To succeed as a manager, you need to decide on, or at least be aware of your management style. This is the manner in which you approach your leadership, supervision role and building relationship with the employees.

We have rounded up the six most common management styles to help you understand your managerial style and how you could perhaps introduce other elements to provide the best leadership for your team: 


Great for managing team members with little or no experience, directive (or autocratic) management is characterised by controlling and motivating your employees with discipline in order to follow your standards and decisions.

Going for a strictly directive leadership style might not necessarily bring you any closer to your team, but can guarantee strong results which are particularly desired if you happen to work for a large organisation.


If your key strategy as a manager is to inspire and provide your team with a long-term vision, then the authoritative leadership is the route to go. 

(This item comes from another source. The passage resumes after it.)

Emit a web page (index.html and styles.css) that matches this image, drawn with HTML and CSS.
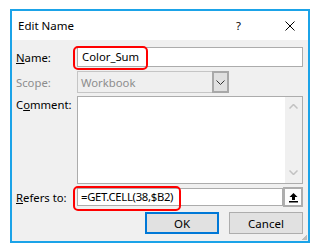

Inspired by worldwide leaders such as Bill Gates and John F. Kennedy, authoritative management gives you the opportunity to build your reputation and set an example for your staff by taking a “firm but fair” approach. This is very beneficial if you are aiming to maximise your team performance by embracing their freedom and allowing them to work however they want to. 


Utilising this “people come first” strategy can support your efforts of promoting harmony, morale and communication within your team as well as emphasising emotional connections. 
Adapting to an affiliative style is great when collaborative work needs to be accomplished, but might cause some trouble when it comes to making tough decisions or handling a crisis. 


Due to its free-flowing nature, democratic management can be easily integrated within rapidly changing environments such as advertising and design industries, but can be also utilised in other areas where clear communications and creative problem solving are required, such as PR and business consulting.


If you happen to be an aspiring manager who is concerned about the team growth, then coaching style management is an option for you.

This leadership style emphasises the consideration of workers’ needs, training and development, while helping employees to develop their strengths as well as improve their performance. 


If you’ve ever caught yourself performing many tasks personally while setting high standards for yourself and others, then it means that you are a pacesetting manager. 

The phrase that best describes your operating mode is “lead by example”, as the pacesetting leader expects the employees to able to pick up where they left off.